### Exercise goal
Search the material for "this" and show all lines that contain it.

### Input records
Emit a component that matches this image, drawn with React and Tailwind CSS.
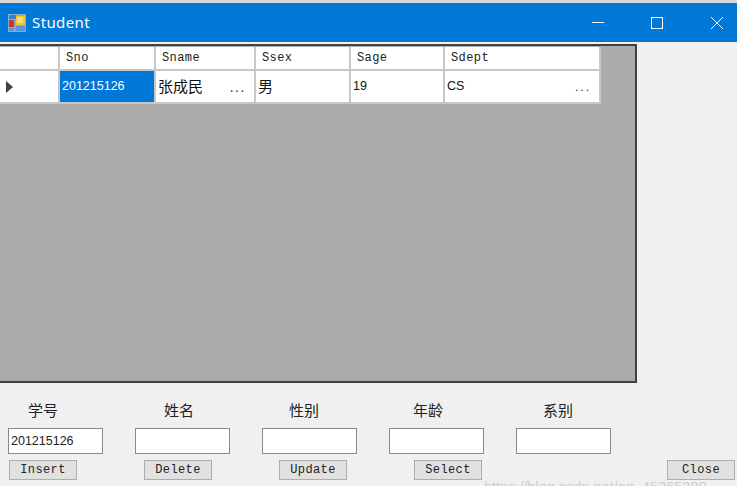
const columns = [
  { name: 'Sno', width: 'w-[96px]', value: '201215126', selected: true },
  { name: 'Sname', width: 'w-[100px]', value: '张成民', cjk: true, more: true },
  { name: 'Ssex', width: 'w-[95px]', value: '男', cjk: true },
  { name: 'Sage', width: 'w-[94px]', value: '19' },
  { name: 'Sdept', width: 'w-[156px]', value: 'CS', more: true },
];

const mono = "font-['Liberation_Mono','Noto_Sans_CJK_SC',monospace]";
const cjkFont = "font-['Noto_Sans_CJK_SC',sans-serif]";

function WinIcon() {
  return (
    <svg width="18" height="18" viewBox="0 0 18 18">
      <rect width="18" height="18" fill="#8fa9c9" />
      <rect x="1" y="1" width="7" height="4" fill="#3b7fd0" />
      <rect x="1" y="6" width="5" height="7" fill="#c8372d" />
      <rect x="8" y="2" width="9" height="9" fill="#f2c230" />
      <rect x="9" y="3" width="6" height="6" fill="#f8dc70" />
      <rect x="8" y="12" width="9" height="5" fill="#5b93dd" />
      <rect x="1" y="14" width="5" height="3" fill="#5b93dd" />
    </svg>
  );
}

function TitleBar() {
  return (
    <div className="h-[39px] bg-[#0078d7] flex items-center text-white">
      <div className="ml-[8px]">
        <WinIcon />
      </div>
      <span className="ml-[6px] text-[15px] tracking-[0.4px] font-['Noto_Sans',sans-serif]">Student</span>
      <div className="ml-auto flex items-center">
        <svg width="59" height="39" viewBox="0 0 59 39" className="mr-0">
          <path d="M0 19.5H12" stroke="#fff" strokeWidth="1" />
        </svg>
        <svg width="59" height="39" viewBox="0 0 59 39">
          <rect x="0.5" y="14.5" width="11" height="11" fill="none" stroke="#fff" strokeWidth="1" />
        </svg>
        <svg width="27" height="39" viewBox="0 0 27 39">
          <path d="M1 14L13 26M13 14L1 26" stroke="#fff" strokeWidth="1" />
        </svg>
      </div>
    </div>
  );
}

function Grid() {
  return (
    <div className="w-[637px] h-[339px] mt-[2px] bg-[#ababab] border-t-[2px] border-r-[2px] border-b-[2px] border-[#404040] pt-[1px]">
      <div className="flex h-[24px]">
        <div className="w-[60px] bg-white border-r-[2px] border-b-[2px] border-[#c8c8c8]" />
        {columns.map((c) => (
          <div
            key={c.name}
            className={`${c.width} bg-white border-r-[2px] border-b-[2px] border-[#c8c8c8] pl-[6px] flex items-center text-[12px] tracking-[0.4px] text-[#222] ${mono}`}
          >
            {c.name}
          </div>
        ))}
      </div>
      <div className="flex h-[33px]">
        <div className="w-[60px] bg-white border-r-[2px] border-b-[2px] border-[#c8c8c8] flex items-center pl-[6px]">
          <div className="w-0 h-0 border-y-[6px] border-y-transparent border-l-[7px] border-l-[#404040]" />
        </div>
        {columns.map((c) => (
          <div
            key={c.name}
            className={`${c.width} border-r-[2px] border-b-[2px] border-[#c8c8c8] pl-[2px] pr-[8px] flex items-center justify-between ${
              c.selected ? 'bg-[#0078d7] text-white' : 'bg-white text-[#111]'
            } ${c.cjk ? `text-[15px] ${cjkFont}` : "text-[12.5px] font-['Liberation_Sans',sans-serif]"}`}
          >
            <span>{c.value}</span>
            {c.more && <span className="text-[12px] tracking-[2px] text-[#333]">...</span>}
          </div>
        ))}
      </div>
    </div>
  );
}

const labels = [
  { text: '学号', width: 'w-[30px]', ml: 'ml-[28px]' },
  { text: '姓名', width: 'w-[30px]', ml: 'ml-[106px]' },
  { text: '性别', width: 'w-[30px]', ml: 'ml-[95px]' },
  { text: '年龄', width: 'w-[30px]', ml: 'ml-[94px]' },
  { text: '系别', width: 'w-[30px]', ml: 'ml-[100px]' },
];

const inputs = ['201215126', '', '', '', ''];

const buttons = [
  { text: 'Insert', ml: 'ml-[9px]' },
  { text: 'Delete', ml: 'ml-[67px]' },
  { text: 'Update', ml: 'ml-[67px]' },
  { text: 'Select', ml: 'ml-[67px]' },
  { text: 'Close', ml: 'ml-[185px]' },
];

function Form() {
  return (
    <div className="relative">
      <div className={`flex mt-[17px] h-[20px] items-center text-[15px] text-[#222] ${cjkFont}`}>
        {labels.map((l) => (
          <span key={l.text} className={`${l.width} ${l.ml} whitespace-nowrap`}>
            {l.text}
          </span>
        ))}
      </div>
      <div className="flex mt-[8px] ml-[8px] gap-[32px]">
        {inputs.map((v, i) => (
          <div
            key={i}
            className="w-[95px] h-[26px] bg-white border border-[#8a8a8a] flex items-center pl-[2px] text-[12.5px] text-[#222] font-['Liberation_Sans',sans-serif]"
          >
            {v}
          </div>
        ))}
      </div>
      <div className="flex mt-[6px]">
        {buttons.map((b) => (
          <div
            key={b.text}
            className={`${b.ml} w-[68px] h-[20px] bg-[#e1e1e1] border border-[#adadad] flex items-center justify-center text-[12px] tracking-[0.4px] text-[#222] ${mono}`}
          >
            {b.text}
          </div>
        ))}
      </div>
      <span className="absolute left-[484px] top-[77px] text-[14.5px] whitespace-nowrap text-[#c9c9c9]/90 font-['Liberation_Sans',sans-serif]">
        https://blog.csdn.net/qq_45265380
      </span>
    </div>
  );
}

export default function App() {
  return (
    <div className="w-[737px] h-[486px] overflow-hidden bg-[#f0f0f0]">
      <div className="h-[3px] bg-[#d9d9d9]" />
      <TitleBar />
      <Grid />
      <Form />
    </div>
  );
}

---

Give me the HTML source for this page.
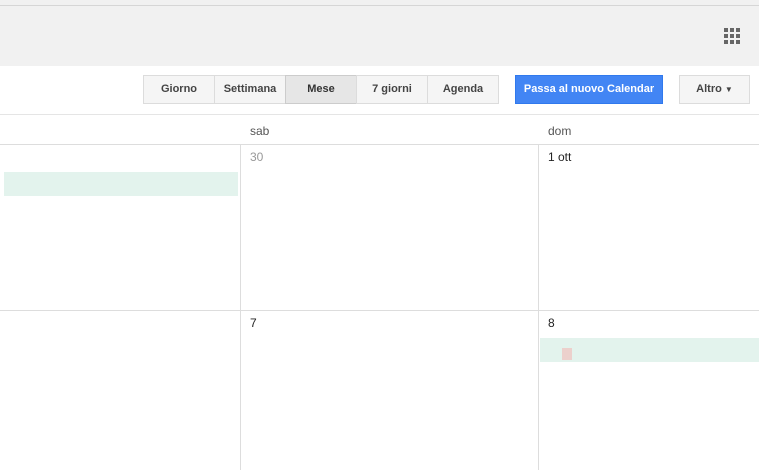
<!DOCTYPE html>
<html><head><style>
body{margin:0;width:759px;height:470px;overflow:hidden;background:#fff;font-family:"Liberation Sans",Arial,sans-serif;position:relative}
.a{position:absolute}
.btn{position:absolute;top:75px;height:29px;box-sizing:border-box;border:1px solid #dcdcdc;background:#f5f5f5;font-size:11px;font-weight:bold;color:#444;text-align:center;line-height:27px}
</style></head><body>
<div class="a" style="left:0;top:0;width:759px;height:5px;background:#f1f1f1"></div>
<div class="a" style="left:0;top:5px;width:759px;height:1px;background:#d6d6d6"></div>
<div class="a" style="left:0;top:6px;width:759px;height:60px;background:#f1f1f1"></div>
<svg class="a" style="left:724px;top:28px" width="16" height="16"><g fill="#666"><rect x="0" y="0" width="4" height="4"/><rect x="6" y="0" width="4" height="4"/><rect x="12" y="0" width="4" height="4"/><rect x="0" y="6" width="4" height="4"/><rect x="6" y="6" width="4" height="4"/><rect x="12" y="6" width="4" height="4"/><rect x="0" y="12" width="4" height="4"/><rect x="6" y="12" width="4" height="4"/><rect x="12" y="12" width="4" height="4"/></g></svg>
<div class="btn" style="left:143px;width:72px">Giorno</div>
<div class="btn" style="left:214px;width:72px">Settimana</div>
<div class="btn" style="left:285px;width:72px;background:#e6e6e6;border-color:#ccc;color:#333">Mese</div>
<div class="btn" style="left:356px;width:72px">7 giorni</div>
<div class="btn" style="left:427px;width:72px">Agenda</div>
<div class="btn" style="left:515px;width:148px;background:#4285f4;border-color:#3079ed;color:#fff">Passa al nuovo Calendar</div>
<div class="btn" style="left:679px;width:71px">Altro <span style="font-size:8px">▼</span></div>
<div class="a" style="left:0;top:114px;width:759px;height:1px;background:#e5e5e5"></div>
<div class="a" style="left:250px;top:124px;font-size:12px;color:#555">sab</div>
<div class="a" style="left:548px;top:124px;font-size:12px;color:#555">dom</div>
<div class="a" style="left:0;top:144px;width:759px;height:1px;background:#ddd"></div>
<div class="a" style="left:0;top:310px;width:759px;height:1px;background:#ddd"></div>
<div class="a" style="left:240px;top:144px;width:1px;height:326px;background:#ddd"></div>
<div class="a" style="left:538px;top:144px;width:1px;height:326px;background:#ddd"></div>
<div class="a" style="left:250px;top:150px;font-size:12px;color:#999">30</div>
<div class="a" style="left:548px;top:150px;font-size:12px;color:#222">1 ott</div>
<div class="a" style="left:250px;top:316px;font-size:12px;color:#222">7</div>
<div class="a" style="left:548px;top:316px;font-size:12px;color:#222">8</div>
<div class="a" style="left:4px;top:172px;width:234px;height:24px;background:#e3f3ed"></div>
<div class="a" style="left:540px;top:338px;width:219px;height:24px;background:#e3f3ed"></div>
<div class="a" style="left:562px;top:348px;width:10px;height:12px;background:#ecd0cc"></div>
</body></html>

### Answer to the task
Emit a component that matches this image, drawn with React and Tailwind CSS.
Give me the HTML source for this page.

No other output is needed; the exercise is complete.